Leave out the pictures and repeat the rest of the material exactly.

Provided entries.
════════════════════

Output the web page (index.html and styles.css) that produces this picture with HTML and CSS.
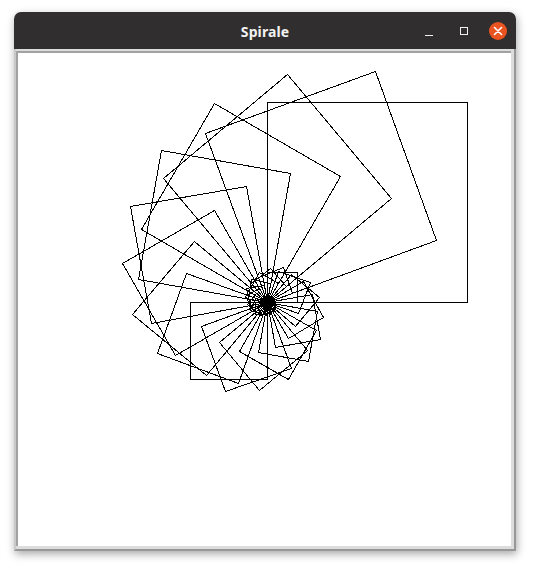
FILE: index.html
```html
<!DOCTYPE html>
<html lang="it">
<head>
<meta charset="utf-8">
<title>Spirale</title>
<link rel="stylesheet" href="styles.css">
</head>
<body>
<div class="window">
  <div class="titlebar">
    <span class="title">Spirale</span>
    <div class="controls">
      <span class="btn btn-min"></span>
      <span class="btn btn-max"></span>
      <span class="btn btn-close">
        <svg width="18" height="18" viewBox="0 0 18 18"><path d="M5.5 5.5 L12.5 12.5 M12.5 5.5 L5.5 12.5" stroke="#fff" stroke-width="1.6" stroke-linecap="round" fill="none"/></svg>
      </span>
    </div>
  </div>
  <div class="frame">
    <div class="canvas">
      <svg id="spiral" class="spiral" width="493" height="493" viewBox="0 0 493 493"></svg>
    </div>
  </div>
</div>
<script src="script.js"></script>
</body>
</html>
```

FILE: styles.css
```css
html, body {
  margin: 0;
  padding: 0;
  background: #ffffff;
}
body {
  width: 534px;
  height: 569px;
  overflow: hidden;
  font-family: "Noto Sans", "Open Sans", sans-serif;
}
.window {
  margin: 12px 0 0 14px;
  width: 502px;
  border-radius: 7px 7px 0 0;
  box-shadow: 1px 3px 9px rgba(0, 0, 0, 0.35);
}
.titlebar {
  position: relative;
  height: 37px;
  background: #302e2e;
  border-radius: 7px 7px 0 0;
  display: flex;
  align-items: center;
  justify-content: center;
}
.title {
  color: #f2f2f2;
  font-weight: 700;
  font-size: 14px;
  letter-spacing: 0.1px;
  margin-top: 1px;
}
.controls {
  position: absolute;
  right: 9px;
  top: 10px;
  display: flex;
  align-items: center;
  gap: 0;
}
.btn {
  display: block;
}
.btn-min {
  width: 8px;
  height: 1px;
  background: #f0f0f0;
  margin: 8px 27px 0 0;
}
.btn-max {
  width: 6px;
  height: 6px;
  border: 1px solid #f0f0f0;
  margin: 0 21px 0 0;
}
.btn-close {
  width: 18px;
  height: 18px;
  border-radius: 50%;
  background: #e95420;
}
.btn-close svg {
  display: block;
}
.frame {
  background: #dcdcdc;
  border-left: 2px solid #c9c9c9;
  border-right: 2px solid #979797;
  border-bottom: 2px solid #979797;
  padding: 2px 3px 3px 0;
}
.canvas {
  width: 493px;
  height: 493px;
  background: #ffffff;
  border-top: 2px solid #a2a2a2;
  border-left: 2px solid #a2a2a2;
}
.spiral {
  display: block;
}
.spiral polygon {
  fill: none;
  stroke: #000000;
  stroke-width: 1;
  shape-rendering: crispEdges;
}
```

FILE: script.js
```js
(function () {
  var svg = document.getElementById('spiral');
  var ns = 'http://www.w3.org/2000/svg';
  var cx = 249, cy = 249;
  var s = 200;
  for (var n = 0; n < 60; n++) {
    var t = -20 * n * Math.PI / 180;
    var ux = Math.cos(t), uy = Math.sin(t);
    var vx = Math.sin(t), vy = -Math.cos(t);
    var corners = [[0, 0], [ux, uy], [ux + vx, uy + vy], [vx, vy]];
    var pts = corners.map(function (c) {
      var x = Math.round(cx + s * c[0]) + 0.5;
      var y = Math.round(cy + s * c[1]) + 0.5;
      return x + ',' + y;
    }).join(' ');
    var poly = document.createElementNS(ns, 'polygon');
    poly.setAttribute('points', pts);
    svg.appendChild(poly);
    s *= 0.9;
  }
})();
```
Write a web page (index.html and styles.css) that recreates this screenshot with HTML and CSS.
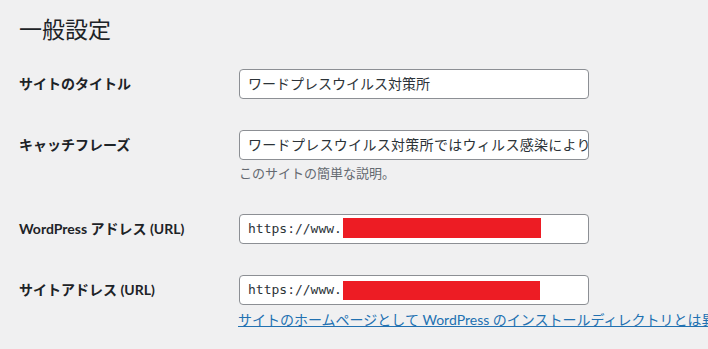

════════════════════

Result of this exercise.
Output the web page (index.html and styles.css) that produces this picture with HTML and CSS.
FILE: index.html
```html
<!DOCTYPE html>
<html lang="it">
<head>
<meta charset="utf-8">
<title>Spirale</title>
<link rel="stylesheet" href="styles.css">
</head>
<body>
<div class="window">
  <div class="titlebar">
    <span class="title">Spirale</span>
    <div class="controls">
      <span class="btn btn-min"></span>
      <span class="btn btn-max"></span>
      <span class="btn btn-close">
        <svg width="18" height="18" viewBox="0 0 18 18"><path d="M5.5 5.5 L12.5 12.5 M12.5 5.5 L5.5 12.5" stroke="#fff" stroke-width="1.6" stroke-linecap="round" fill="none"/></svg>
      </span>
    </div>
  </div>
  <div class="frame">
    <div class="canvas">
      <svg id="spiral" class="spiral" width="493" height="493" viewBox="0 0 493 493"></svg>
    </div>
  </div>
</div>
<script src="script.js"></script>
</body>
</html>
```

FILE: styles.css
```css
html, body {
  margin: 0;
  padding: 0;
  background: #ffffff;
}
body {
  width: 534px;
  height: 569px;
  overflow: hidden;
  font-family: "Noto Sans", "Open Sans", sans-serif;
}
.window {
  margin: 12px 0 0 14px;
  width: 502px;
  border-radius: 7px 7px 0 0;
  box-shadow: 1px 3px 9px rgba(0, 0, 0, 0.35);
}
.titlebar {
  position: relative;
  height: 37px;
  background: #302e2e;
  border-radius: 7px 7px 0 0;
  display: flex;
  align-items: center;
  justify-content: center;
}
.title {
  color: #f2f2f2;
  font-weight: 700;
  font-size: 14px;
  letter-spacing: 0.1px;
  margin-top: 1px;
}
.controls {
  position: absolute;
  right: 9px;
  top: 10px;
  display: flex;
  align-items: center;
  gap: 0;
}
.btn {
  display: block;
}
.btn-min {
  width: 8px;
  height: 1px;
  background: #f0f0f0;
  margin: 8px 27px 0 0;
}
.btn-max {
  width: 6px;
  height: 6px;
  border: 1px solid #f0f0f0;
  margin: 0 21px 0 0;
}
.btn-close {
  width: 18px;
  height: 18px;
  border-radius: 50%;
  background: #e95420;
}
.btn-close svg {
  display: block;
}
.frame {
  background: #dcdcdc;
  border-left: 2px solid #c9c9c9;
  border-right: 2px solid #979797;
  border-bottom: 2px solid #979797;
  padding: 2px 3px 3px 0;
}
.canvas {
  width: 493px;
  height: 493px;
  background: #ffffff;
  border-top: 2px solid #a2a2a2;
  border-left: 2px solid #a2a2a2;
}
.spiral {
  display: block;
}
.spiral polygon {
  fill: none;
  stroke: #000000;
  stroke-width: 1;
  shape-rendering: crispEdges;
}
```

FILE: script.js
```js
(function () {
  var svg = document.getElementById('spiral');
  var ns = 'http://www.w3.org/2000/svg';
  var cx = 249, cy = 249;
  var s = 200;
  for (var n = 0; n < 60; n++) {
    var t = -20 * n * Math.PI / 180;
    var ux = Math.cos(t), uy = Math.sin(t);
    var vx = Math.sin(t), vy = -Math.cos(t);
    var corners = [[0, 0], [ux, uy], [ux + vx, uy + vy], [vx, vy]];
    var pts = corners.map(function (c) {
      var x = Math.round(cx + s * c[0]) + 0.5;
      var y = Math.round(cy + s * c[1]) + 0.5;
      return x + ',' + y;
    }).join(' ');
    var poly = document.createElementNS(ns, 'polygon');
    poly.setAttribute('points', pts);
    svg.appendChild(poly);
    s *= 0.9;
  }
})();
```
Write a web page (index.html and styles.css) that recreates this screenshot with HTML and CSS.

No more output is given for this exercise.